L’ANGOLO DEDICATO AL LIBRO
“L’ISOLA DI ARTURO”, scritto da Elsa Morante nel 1957 e vincitore del Premio Strega nello stesso anno.
Arturo Gerace, è un ragazzino che vive nell’isola di Procida, la cui vita è segnata da un’assenza fondamentale: la figura materna. Infatti, la madre è morta dandolo alla luce. L’isola di Procida funge da nido, da grembo materno per Arturo, che vive, almeno per i primi anni della sua vita, in un isolamento sicuro, dolce e confortevole. Un isolamento in cui il ragazzino, aspettando quotidianamente il padre, si immerge e sogna avventure che un giorno lo porteranno lontano. Il padre di Arturo si chiama Wilhelm ed è un uomo che lui mitizza in modo eccessivo e che rivelerà degli aspetti imprevisti.
Un romanzo scritto in modo semplice, in cui il lettore facilmente riesce ad immergersi nei paesaggi e nelle vicende che sono descritte minuziosamente e realisticamente dall’autrice.
Dal libro nel 1962 è stato tratto l’omonimo film diretto da Damiano Damiani.
Di seguito un breve brano tratto dal libro: «Uno dei miei primi vanti era stato il mio nome. Avevo presto imparato (fu lui, mi sembra, il primo a informarmene) che Arturo è una stella: la luce più rapida e radiosa della figura di Boote, nel cielo boreale! E che inoltre questo nome fu portato pure da un re dell’antichità, comandante a una schiera di fedeli: i quali erano tutti eroi, come il loro re stesso, e dal loro re trattati alla pari, come fratelli.

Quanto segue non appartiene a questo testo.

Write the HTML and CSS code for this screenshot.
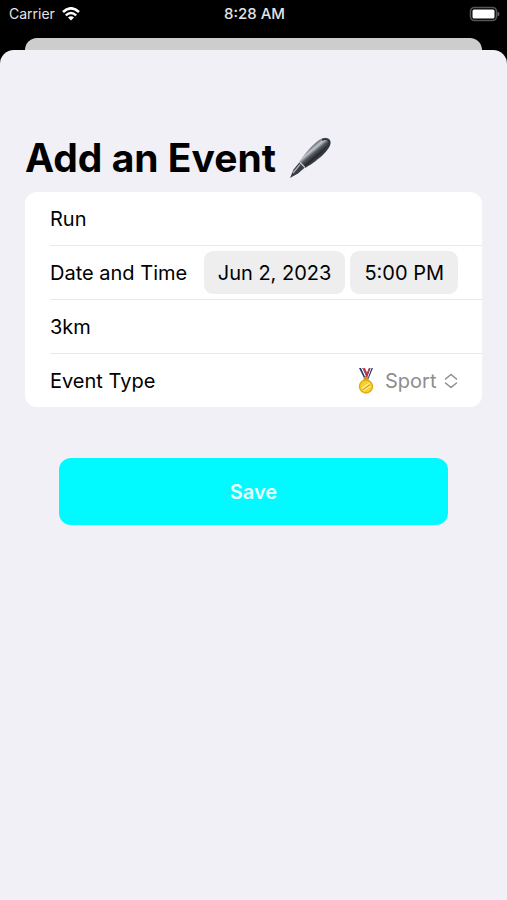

Purtroppo, venni poi a sapere che questo celebre Arturo re di Bretagna non era storia certa, soltanto leggenda; e dunque, lo lasciai da parte per altri re più storici (secondo me, le leggende erano cose puerili). Ma un altro motivo, tuttavia, bastava lo stesso a dare, per me, un valore araldico al nome Arturo: e cioè, che a destinarmi questo nome (pur ignorandone, credo, i simboli titolati), era stata, così seppi, mia madre. La quale, in se stessa, non era altro che una femminella analfabeta; ma più che una sovrana, per me.
Di lei, in realtà, io ho sempre saputo poco, quasi niente: giacché essa è morta, all’età di nemmeno diciotto anni, nel momento stesso che io, suo primogenito, nascevo. E la sola immagine sua ch’io abbia mai conosciuta è stata un suo ritratto su cartolina. Figurina stinta, mediocre, e quasi larvale; ma adorazione fantastica di tutta la mia fanciullezza.
Il povero fotografo ambulante, cui si deve quest’unica sua immagine, l’ha ritratta ai primi mesi di gravidanza. Il suo corpo, pure fra le pieghe della veste ampia, lascia già riconoscere ch’è incinta; ed essa tiene le due manine intrecciate davanti, come per nascondersi, in una posa di timidezza e di pudore. È molto seria, e nei suoi occhi neri non si legge soltanto la sottomissione, ch’è solita in quasi tutte le nostre ragazze e sposette di paese; ma un’interrogazione stupefatta e lievemente spaurita. Come se, fra le comuni illusioni della maternità, essa già sospettasse il suo destino di morte, e d’ignoranza eterna».